DESCRIPTION OF THE TASK → Using the listing beneath this task, count the lines with the word "full" and write only the result.

DATASET EXTRACT →

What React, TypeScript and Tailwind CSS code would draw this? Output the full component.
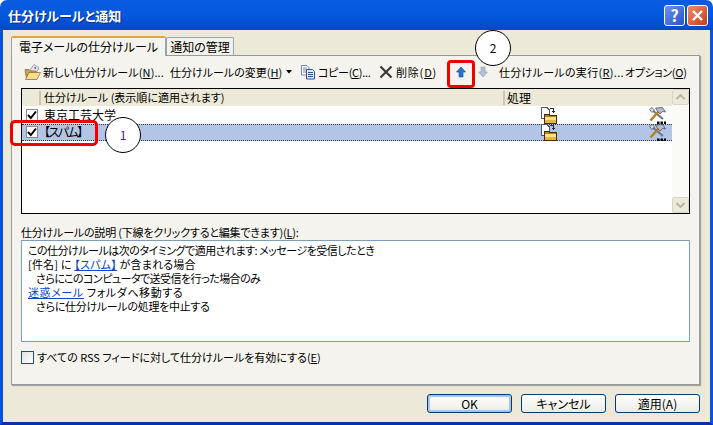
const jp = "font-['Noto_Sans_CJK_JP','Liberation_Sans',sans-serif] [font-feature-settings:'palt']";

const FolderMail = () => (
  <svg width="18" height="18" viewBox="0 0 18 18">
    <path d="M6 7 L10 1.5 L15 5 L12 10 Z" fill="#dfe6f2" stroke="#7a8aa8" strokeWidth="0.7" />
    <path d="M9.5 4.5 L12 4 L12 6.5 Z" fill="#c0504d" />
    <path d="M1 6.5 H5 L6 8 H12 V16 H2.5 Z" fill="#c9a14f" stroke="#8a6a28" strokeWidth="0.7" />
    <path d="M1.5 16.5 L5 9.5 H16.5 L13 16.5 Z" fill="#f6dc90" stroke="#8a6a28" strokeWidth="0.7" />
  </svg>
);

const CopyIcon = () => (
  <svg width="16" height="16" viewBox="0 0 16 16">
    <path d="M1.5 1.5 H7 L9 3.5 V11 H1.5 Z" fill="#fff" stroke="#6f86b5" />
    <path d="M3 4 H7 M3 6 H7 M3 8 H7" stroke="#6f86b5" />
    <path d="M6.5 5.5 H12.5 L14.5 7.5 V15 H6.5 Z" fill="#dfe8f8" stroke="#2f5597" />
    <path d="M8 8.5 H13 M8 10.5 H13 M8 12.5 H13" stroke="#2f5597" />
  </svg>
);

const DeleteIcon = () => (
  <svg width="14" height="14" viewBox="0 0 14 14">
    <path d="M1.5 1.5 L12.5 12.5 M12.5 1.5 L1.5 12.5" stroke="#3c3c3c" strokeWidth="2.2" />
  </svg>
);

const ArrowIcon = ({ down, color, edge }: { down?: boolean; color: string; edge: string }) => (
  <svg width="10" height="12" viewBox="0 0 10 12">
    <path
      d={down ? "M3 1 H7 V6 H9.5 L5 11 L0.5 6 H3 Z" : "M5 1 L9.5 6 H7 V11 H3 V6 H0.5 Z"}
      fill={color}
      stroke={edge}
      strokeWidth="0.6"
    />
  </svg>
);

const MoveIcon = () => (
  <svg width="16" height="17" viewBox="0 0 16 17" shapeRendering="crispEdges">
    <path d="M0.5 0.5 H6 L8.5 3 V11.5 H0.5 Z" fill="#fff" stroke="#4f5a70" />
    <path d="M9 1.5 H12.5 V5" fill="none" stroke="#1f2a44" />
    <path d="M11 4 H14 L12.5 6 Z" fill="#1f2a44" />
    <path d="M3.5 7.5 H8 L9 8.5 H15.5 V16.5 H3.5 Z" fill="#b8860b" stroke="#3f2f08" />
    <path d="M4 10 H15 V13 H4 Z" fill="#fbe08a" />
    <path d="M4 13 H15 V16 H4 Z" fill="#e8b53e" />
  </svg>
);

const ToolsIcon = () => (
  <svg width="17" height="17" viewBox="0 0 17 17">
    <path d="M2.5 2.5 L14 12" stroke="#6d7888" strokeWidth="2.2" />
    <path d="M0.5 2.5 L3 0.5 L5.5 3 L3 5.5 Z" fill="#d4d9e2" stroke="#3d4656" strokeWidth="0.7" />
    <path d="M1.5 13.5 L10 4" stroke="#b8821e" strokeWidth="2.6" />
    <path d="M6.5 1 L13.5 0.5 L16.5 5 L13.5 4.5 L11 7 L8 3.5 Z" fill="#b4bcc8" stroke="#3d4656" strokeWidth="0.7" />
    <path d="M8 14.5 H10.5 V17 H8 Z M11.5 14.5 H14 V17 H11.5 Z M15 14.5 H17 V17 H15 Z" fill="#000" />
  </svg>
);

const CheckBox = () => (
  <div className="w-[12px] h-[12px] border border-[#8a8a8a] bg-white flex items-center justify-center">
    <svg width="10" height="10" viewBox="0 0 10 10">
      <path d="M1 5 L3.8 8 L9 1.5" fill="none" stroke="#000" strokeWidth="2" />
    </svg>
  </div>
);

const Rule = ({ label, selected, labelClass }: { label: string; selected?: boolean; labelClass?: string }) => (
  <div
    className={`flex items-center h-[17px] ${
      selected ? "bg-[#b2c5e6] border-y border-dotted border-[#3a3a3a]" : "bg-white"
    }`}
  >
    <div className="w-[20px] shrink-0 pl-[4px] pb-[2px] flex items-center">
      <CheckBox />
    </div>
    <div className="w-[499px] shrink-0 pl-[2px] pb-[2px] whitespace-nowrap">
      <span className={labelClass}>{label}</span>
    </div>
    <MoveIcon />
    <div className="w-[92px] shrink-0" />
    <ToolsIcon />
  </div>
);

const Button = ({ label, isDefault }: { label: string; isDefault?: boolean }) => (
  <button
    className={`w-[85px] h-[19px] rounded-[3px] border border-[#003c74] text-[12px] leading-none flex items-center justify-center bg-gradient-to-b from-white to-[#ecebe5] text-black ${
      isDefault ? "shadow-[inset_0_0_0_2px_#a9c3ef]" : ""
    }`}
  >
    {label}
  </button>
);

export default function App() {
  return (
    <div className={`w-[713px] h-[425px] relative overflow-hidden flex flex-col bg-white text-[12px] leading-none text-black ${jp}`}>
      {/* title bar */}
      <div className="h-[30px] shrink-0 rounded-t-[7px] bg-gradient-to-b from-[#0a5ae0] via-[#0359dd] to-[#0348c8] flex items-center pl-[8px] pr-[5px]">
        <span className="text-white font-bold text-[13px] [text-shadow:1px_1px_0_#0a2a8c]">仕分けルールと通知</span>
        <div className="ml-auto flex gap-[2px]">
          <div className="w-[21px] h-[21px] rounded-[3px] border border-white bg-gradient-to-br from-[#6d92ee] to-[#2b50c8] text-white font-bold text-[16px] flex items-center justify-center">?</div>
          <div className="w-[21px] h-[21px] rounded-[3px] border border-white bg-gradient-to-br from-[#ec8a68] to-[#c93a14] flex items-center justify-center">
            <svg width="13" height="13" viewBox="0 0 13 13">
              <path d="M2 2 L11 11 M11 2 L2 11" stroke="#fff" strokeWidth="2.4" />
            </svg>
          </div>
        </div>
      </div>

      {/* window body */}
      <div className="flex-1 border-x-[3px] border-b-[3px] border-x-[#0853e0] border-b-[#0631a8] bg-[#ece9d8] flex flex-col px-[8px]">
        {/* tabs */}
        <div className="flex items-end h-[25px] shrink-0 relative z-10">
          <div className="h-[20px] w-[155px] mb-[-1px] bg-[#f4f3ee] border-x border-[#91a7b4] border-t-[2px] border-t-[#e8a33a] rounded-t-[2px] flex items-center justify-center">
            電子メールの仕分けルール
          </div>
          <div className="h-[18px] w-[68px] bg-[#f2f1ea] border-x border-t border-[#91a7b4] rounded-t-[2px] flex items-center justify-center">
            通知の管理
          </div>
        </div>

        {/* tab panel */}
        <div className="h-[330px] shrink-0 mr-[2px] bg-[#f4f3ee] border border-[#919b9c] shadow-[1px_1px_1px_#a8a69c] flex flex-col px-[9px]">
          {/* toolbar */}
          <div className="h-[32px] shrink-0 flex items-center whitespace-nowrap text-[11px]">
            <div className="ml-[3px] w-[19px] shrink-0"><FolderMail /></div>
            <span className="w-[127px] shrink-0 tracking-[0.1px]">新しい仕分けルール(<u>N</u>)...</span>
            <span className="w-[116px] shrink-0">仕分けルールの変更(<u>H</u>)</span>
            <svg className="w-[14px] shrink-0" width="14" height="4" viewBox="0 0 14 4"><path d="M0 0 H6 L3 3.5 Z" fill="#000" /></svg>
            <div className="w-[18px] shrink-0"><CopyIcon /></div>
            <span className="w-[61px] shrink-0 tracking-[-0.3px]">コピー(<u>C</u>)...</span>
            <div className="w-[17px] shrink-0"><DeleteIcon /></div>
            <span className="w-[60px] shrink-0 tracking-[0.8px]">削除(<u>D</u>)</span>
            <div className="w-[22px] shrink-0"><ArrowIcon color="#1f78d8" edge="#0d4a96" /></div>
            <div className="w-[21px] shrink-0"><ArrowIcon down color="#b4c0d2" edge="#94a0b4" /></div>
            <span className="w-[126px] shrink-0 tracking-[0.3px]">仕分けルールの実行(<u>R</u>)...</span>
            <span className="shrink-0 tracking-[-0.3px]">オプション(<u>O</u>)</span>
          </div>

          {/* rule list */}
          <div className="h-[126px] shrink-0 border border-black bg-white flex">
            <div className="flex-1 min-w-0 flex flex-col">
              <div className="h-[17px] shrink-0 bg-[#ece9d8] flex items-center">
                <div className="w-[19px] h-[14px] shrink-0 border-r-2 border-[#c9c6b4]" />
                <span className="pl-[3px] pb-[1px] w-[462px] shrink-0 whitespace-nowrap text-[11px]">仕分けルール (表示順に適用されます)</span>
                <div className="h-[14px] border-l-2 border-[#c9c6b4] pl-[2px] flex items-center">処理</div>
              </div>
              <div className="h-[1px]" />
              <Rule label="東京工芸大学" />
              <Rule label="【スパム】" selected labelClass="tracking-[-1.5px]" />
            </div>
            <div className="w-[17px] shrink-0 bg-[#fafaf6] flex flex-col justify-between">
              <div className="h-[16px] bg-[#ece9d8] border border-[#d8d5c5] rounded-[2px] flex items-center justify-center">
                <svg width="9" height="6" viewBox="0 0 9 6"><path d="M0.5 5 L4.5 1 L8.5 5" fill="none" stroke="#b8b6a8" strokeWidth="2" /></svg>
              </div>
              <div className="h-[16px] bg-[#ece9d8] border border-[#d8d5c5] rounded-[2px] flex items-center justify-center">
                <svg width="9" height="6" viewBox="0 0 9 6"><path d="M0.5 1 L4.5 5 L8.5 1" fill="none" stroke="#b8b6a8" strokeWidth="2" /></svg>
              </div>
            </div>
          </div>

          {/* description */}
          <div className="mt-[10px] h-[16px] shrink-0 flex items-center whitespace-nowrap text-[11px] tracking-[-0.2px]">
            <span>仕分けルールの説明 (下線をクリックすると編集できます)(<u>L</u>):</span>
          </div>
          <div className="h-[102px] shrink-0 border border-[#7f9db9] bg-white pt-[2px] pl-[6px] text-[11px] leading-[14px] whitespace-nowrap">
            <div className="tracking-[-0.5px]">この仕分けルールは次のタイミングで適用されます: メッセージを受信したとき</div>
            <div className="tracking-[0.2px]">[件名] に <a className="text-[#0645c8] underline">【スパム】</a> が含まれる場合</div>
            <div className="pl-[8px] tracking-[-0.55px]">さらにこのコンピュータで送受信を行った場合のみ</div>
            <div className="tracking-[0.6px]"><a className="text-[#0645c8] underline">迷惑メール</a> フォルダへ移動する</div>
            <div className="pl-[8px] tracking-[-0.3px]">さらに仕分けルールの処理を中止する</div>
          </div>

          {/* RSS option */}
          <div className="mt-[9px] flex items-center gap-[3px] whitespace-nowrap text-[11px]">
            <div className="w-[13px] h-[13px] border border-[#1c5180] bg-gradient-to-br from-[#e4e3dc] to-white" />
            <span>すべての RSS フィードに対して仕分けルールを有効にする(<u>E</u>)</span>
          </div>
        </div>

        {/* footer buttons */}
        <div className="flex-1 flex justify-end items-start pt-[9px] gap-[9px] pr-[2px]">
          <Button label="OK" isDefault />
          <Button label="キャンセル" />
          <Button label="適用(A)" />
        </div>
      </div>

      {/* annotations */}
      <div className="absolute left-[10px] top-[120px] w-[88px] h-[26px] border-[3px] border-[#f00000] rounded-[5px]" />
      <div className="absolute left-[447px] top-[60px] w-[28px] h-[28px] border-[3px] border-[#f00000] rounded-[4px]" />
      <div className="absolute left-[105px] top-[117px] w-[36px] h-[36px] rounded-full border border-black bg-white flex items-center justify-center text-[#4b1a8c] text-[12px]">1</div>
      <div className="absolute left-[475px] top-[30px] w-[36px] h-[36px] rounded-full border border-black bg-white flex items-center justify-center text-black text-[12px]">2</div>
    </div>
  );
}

SOLUTION TO THE PROBLEM → 3